Comic Talk and General Discussion *

TV has come a LONG way!
Ozoneocean at 7:11AM, Dec. 1, 2019
(online)
posts: 28,799
joined: 1-2-2004
It really has.
And I don't mean Game of Thrones or special Netflix series…

I've just been catching up on the first series of Andromeda, which was a reasonably decent and fun SciFi series from 2000, from the mind of Gene Rodenbery of Star Trek fame.

The thing is that made me realise that it's almost 20 years since it was made and it STILL looks great today, the stories flow, it's fun.
But it also made me realise that when I was first getting into Star Trek in the early 80s THAT was less that 20 years after that show was made and even back then it looked a bit cheesy and low rent, with dated plots and ideas.

The same with Lost in Space, Land of the Giants, Voyage to the Bottom of the Sea- I started getting into those just a bit less than 20 years after they were made and they all felt quite dated, but stuff that's over 20 or even 30 years old today like Farscape, the later Star Trek series and stuff DON'T Feel as dated or look as shit as those 1960s TV shows did to me back in in 1980s. (or late 70s or whenever I started watching).

There is a massive amount of high quality, amazing scifi (and everything else) around now for people to get into, decades of it!
Everyone is really quite spoiled. Back in the old days we didn't have much choice at all.

Ozoneocean at 7:14AM, Dec. 1, 2019
(online)
posts: 28,799
joined: 1-2-2004
That said, there were some non-US alternatives like Dr Who, Blake 7, Space 1999 etc that were darker and a lot more interesting and experimental than those famous US network TV SciFi faves.
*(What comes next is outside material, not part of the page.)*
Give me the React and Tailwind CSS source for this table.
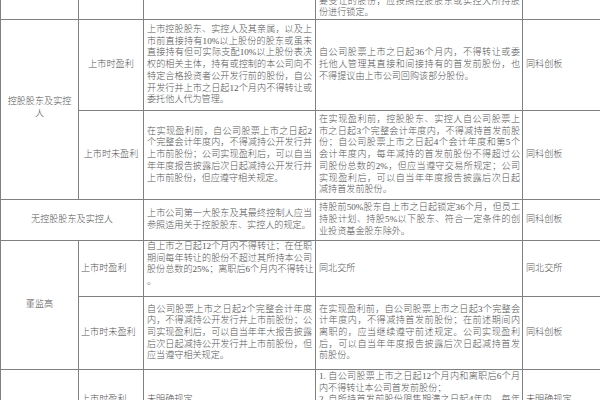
const cell = "border border-[#808080] align-middle";

// one line per div; every line but the last of a paragraph is stretched to the cell width
const Para = ({ lines, className = "" }) => (
  <div className={className}>
    {lines.map((line, i) => (
      <div
        key={i}
        className={
          i < lines.length - 1
            ? "whitespace-nowrap text-justify [text-align-last:justify]"
            : "whitespace-nowrap"
        }
      >
        {line}
      </div>
    ))}
  </div>
);

const rows = {
  top: ["要受让的股份，应按照控股股东或实控人所持股", "份进行锁定。"],
  ctrlProfitA: [
    "上市控股股东、实控人及其亲属，以及上",
    "市前直接持有10%以上股份的股东或虽未",
    "直接持有但可实际支配10%以上股份表决",
    "权的相关主体，持有或控制的本公司向不",
    "特定合格投资者公开发行前的股份，自公",
    "开发行并上市之日起12个月内不得转让或",
    "委托他人代为管理。",
  ],
  ctrlProfitB: [
    "自公司股票上市之日起36个月内，不得转让或委",
    "托他人管理其直接和间接持有的首发前股份，也",
    "不得提议由上市公司回购该部分股份。",
  ],
  ctrlLossA: [
    "在实现盈利前，自公司股票上市之日起2",
    "个完整会计年度内，不得减持公开发行并",
    "上市前股份；公司实现盈利后，可以自当",
    "年年度报告披露后次日起减持公开发行并",
    "上市前股份，但应遵守相关规定。",
  ],
  ctrlLossB: [
    "在实现盈利前，控股股东、实控人自公司股票上",
    "市之日起3个完整会计年度内，不得减持首发前股",
    "份；自公司股票上市之日起4个会计年度和第5个",
    "会计年度内，每年减持的首发前股份不得超过公",
    "司股份总数的2%，但应当遵守交易所规定；公司",
    "实现盈利后，可以自当年年度报告披露后次日起",
    "减持首发前股份。",
  ],
  noCtrlA: [
    "上市公司第一大股东及其最终控制人应当",
    "参照适用关于控股股东、实控人的规定。",
  ],
  noCtrlB: [
    "持股前50%股东自上市之日起锁定36个月，但员工",
    "持股计划、持股5%以下股东、符合一定条件的创",
    "业投资基金股东除外。",
  ],
  dirProfitA: [
    "自上市之日起12个月内不得转让；在任职",
    "期间每年转让的股份不超过其所持本公司",
    "股份总数的25%；离职后6个月内不得转让",
    "。",
  ],
  dirLossA: [
    "自公司股票上市之日起2个完整会计年度",
    "内，不得减持公开发行并上市前股份；公",
    "司实现盈利后，可以自当年年大报告披露",
    "后次日起减持公开发行并上市前股份，但",
    "应当遵守相关规定。",
  ],
  dirLossB: [
    "在实现盈利前，自公司股票上市之日起3个完整会",
    "计年度内，不得减持首发前股份；在前述期间内",
    "离职的，应当继续遵守前述规定。公司实现盈利",
    "后，可以自当年年度报告披露后次日起减持首发",
    "前股份。",
  ],
};

export default function App() {
  return (
    <div
      className="w-[600px] h-[400px] overflow-hidden bg-white text-[#555] text-[9.1px] leading-[11.7px] font-light"
      style={{ fontFamily: '"Liberation Serif", "Noto Sans CJK SC", serif' }}
    >
      <table className="table-fixed border-collapse -mt-[12px] w-[600px]">
        <colgroup>
          <col className="w-[78px]" />
          <col className="w-[65px]" />
          <col className="w-[172px]" />
          <col className="w-[207px]" />
          <col className="w-[78px]" />
        </colgroup>
        <tbody>
          <tr className="h-[31px]">
            <td className={cell} />
            <td className={cell} />
            <td className={cell} />
            <td className={`${cell} !align-bottom pl-[3px] pr-[2px]`}>
              <Para lines={rows.top} />
            </td>
            <td className={cell} />
          </tr>

          <tr className="h-[91px]">
            <td rowSpan={2} className={`${cell} text-center px-1 pb-[4px]`}>
              <div>控股股东及实控</div>
              <div>人</div>
            </td>
            <td className={`${cell} text-center`}>上市时盈利</td>
            <td className={`${cell} px-[3px]`}>
              <Para lines={rows.ctrlProfitA} />
            </td>
            <td className={`${cell} pl-[3px] pr-[2px]`}>
              <Para lines={rows.ctrlProfitB} />
            </td>
            <td className={`${cell} pl-[3px]`}>同科创板</td>
          </tr>

          <tr className="h-[89px]">
            <td className={`${cell} text-center`}>上市时未盈利</td>
            <td className={`${cell} px-[3px]`}>
              <Para lines={rows.ctrlLossA} />
            </td>
            <td className={`${cell} pl-[3px] pr-[2px]`}>
              <Para lines={rows.ctrlLossB} />
            </td>
            <td className={`${cell} pl-[3px]`}>同科创板</td>
          </tr>

          <tr className="h-[41px]">
            <td colSpan={2} className={`${cell} text-center`}>
              无控股股东及实控人
            </td>
            <td className={`${cell} px-[3px]`}>
              <Para lines={rows.noCtrlA} />
            </td>
            <td className={`${cell} pl-[3px] pr-[2px]`}>
              <Para lines={rows.noCtrlB} />
            </td>
            <td className={`${cell} pl-[3px]`}>同科创板</td>
          </tr>

          <tr className="h-[52px]">
            <td rowSpan={2} className={`${cell} text-center`}>
              董监高
            </td>
            <td className={`${cell} pl-[2px]`}>上市时盈利</td>
            <td className={`${cell} px-[3px] pb-[8px]`}>
              <Para lines={rows.dirProfitA} />
            </td>
            <td className={`${cell} pl-[3px]`}>同北交所</td>
            <td className={`${cell} pl-[3px]`}>同北交所</td>
          </tr>

          <tr className="h-[73px]">
            <td className={`${cell} pl-[2px]`}>上市时未盈利</td>
            <td className={`${cell} px-[3px]`}>
              <Para lines={rows.dirLossA} />
            </td>
            <td className={`${cell} pl-[3px] pr-[2px]`}>
              <Para lines={rows.dirLossB} />
            </td>
            <td className={`${cell} pl-[3px]`}>同科创板</td>
          </tr>

          <tr className="h-[62px]">
            <td rowSpan={2} className={`${cell} text-center`}>
              核心技术人员
            </td>
            <td className={`${cell} pl-[2px]`}>上市时盈利</td>
            <td className={`${cell} px-[3px]`}>未明确规定</td>
            <td className={`${cell} pl-[3px] pr-[2px]`}>
              <Para lines={["1. 自公司股票上市之日起12个月内和离职后6个月", "内不得转让本公司首发前股份；"]} />
              <Para
                lines={[
                  "2. 自所持首发前股份限售期满之日起4年内，每年",
                  "转让的首发前股份不得超过上市时所持公司首发",
                  "前股份总数的25%，减持比例可以累积使用。",
                ]}
              />
            </td>
            <td className={`${cell} pl-[3px]`}>未明确规定</td>
          </tr>

          <tr className="h-[160px]">
            <td className={`${cell} pl-[2px]`}>上市时未盈利</td>
            <td className={`${cell} px-[3px]`}>未明确规定</td>
            <td className={`${cell} pl-[3px] pr-[2px]`}>未明确规定</td>
            <td className={`${cell} pl-[3px]`}>未明确规定</td>
          </tr>
        </tbody>
      </table>
    </div>
  );
}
And while the image quality, props and effects might not hold up all that well now, the stories and acting and plots do.

I don't mean to knock the original Star Trek, it really WAS pretty fantastic, but there is a lot of stuff in it that dates it badly, a lot more than other things.
Genejoke at 8:25AM, Dec. 1, 2019
(online)
posts: 4,207
joined: 4-9-2010
Yeah TOS was a very 60s show in many ways and that aesthetic dates it more than Andromeda which despite some early 2000s stylings it does hold up visually quite well. The acting was never good to begin with but there writing was always solid enough. I think it helps it came when it did though, 10 years earlier and it would look much more dated, and no I don't mean 10 years more dated. Filming quality for TV shows improved and ratio aspect adjusted for widescreen Tvs. Look at the star trek ds9 and voyager they weren't much earlier but look like there's more of a gap.

That said TV has come along way since then, but it's more in the over arching story elements and more cinematic direction employed. There isn't as shows that do the event of the week style story telling anymore, for better or worse.
Abt_Nihil at 5:31AM, Dec. 2, 2019
(offline)
posts: 1,462
joined: 8-7-2007
Actually, the first TV show I thought looked good - really good, like cinema-level good - was Mad Men. And the first anime series which looked consistently good was Ghost in the Shell: Stand Alone Complex. (Not that there weren't good looking episodes here and there, but not a single consistently good-looking show.)
Obviously, look and quality are different things, and there were great shows. Twin Peaks certainly had a great style, and some X-Files or Millennium stuff was appropriately moody. But as far as I am concerned, TV never looked really that good until, say, fifteen years ago.
bravo1102 at 6:39AM, Dec. 2, 2019
(offline)
posts: 6,092
joined: 1-21-2008
Technical skills and production quality has come a long way in 50 years.

But compare a Sean Connery Bond film to a Daniel Craig one. Different cameras, require different direction of photography and set dressing, make up and so much else.

They use movie equipment now, movie budgets and HD. Hi-def can be very unforgiving.

It's really brought TV and movie camera work to the standards Natalie Kalmus enforced on early technicolor films.

Speaking of ST:TOS there were a couple of later episodes from DS9 and ST:Enterprise that revisited the original ship with modern techniques and it was a whole different aesthetic. Sisko or was it O'Brien called it clean 23rd Century design.

There's a good fan series Star Trek continues that captures the whole look as well. It can be approached as a different design aesthetic as opposed to primitive TV production and it can work for a modern series. TOS had some unique lighting to further its clean futuristic look.